Luiz Inácio Lula da Silva has done it again. Twenty years after first winning the Brazilian presidency, the leftist defeated incumbent Jair Bolsonaro Sunday in an extremely tight election that marks an about-face for the country after four years of far-right politics.
With more than 99% of the votes tallied in the runoff vote, da Silva had 50.9% and Bolsonaro 49.1%, and the election authority said da Silva’s victory was a mathematical certainty.
It is a stunning reversal for da Silva, 77, whose 2018 imprisonment over a corruption scandal sidelined him from the 2018 election that brought Bolsonaro, a defender of conservative social values, to power.
Da Silva is promising to govern beyond his leftist Workers’s Party. He wants to bring in centrists and even some leaning to the right who voted for him for the first time, and to restore the country’s more prosperous past. Yet he faces headwinds in a politically polarised society where economic growth is slowing and inflation is soaring.
His victory marks the first time since Brazil’s 1985 return to democracy that the sitting president has failed to win reelection.
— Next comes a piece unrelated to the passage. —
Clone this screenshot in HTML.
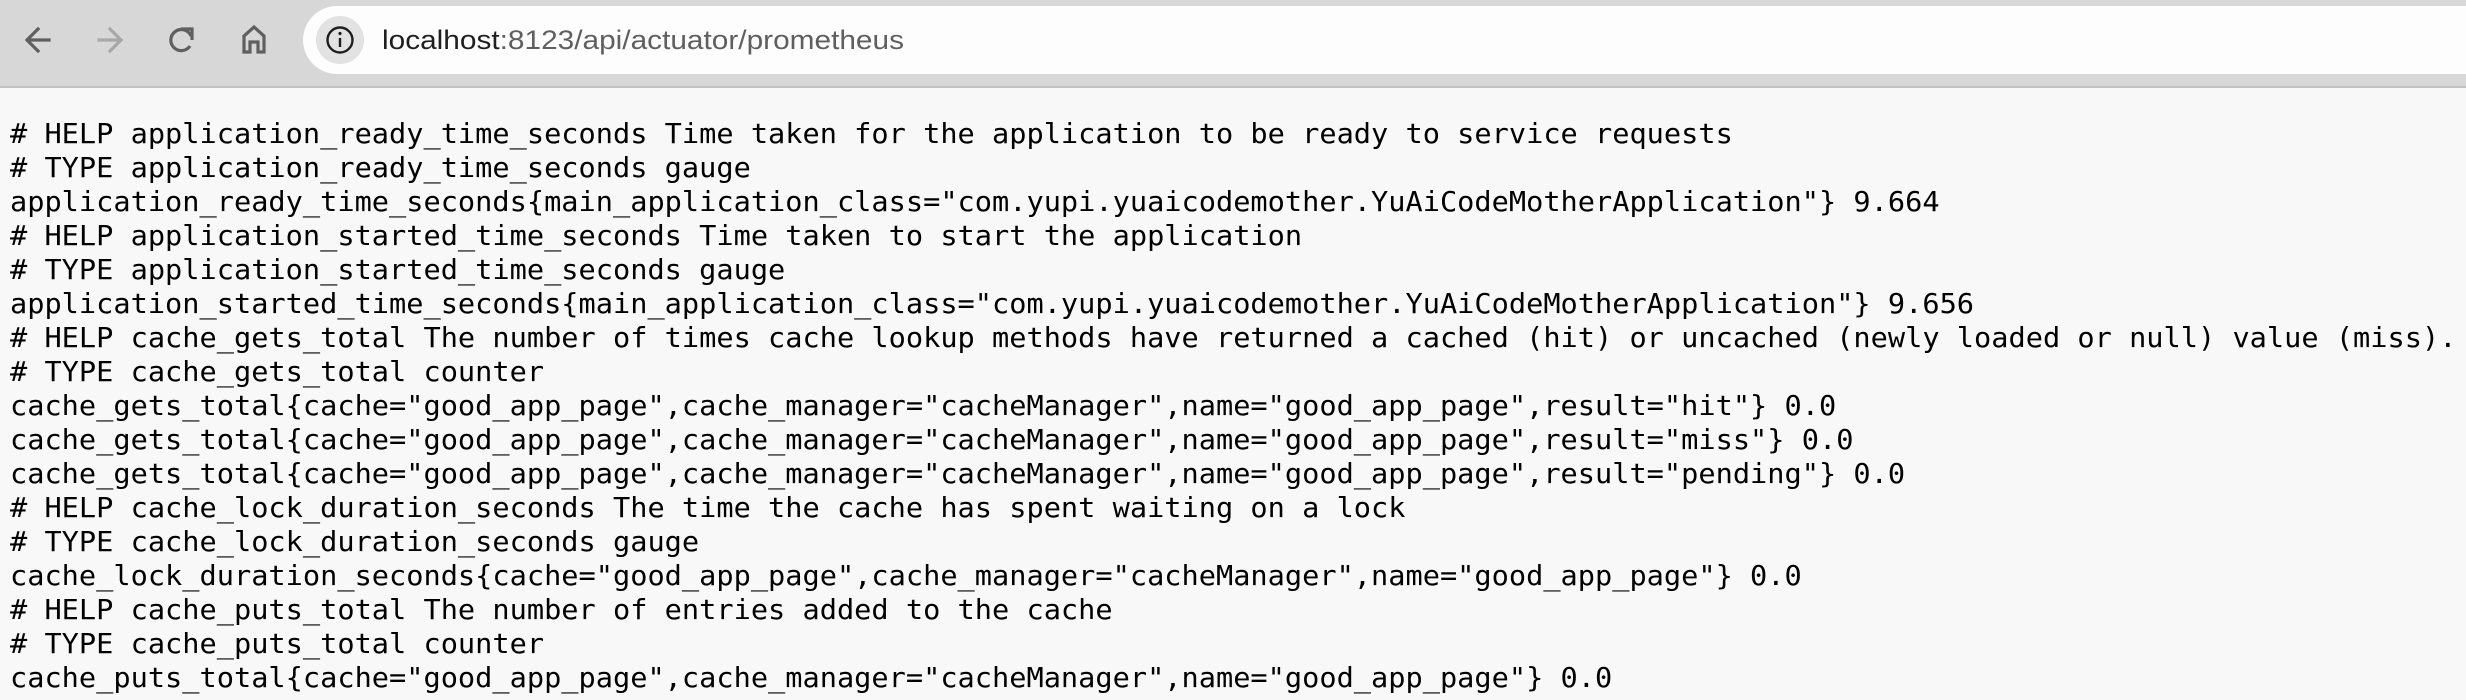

The highly polarised election in Latin America’s biggest economy extended a wave of recent leftist victories in the region, including Chile, Colombia and Argentina.
Da Silva’s inauguration is scheduled to take place on Jan 1. He last served as president from 2003-2010.
It was the country’s closest election in over three decades. Just over 2 million votes separated the two candidates with 99.5% of the vote counted. The previous closest race, in 2014, was decided by a margin of 3.46 million votes.
Thomas Traumann, an independent political analyst, compared the results to US President Joe Biden’s 2020 victory, saying da Silva is inheriting an extremely divided nation.
“The huge challenge that Lula has will be to pacify the country,” he said. “People are not only polarised on political matters, but also have different values, identity and opinions. What’s more, they don’t care what the other side’s values, identities and opinions are.”
Bolsonaro had been leading throughout the first half of the count and, as soon as da Silva overtook him, cars in the streets of downtown Sao Paulo began honking their horns. People in the streets of Rio de Janeiro’s Ipanema neighbourhood could be heard shouting, “It turned!”
Da Silva’s headquarters in downtown Sao Paulo hotel only erupted once the final result was announced, underscoring the tension that was a hallmark of this race.
“Four years waiting for this,” said Gabriela Souto, one of the few supporters allowed in due to heavy security.
Outside Bolsonaro’s home in Rio de Janeiro, ground-zero for his support base, a woman atop a truck delivered a prayer over a speaker, then sang excitedly, trying to generate some energy. But supporters decked out in the green and yellow of the flag barely responded. Many perked up when the national anthem played, singing along loudly with hands over their hearts.
Most opinion polls before the election gave a lead to da Silva, universally known as Lula, though political analysts agreed the race grew increasingly tight in recent weeks.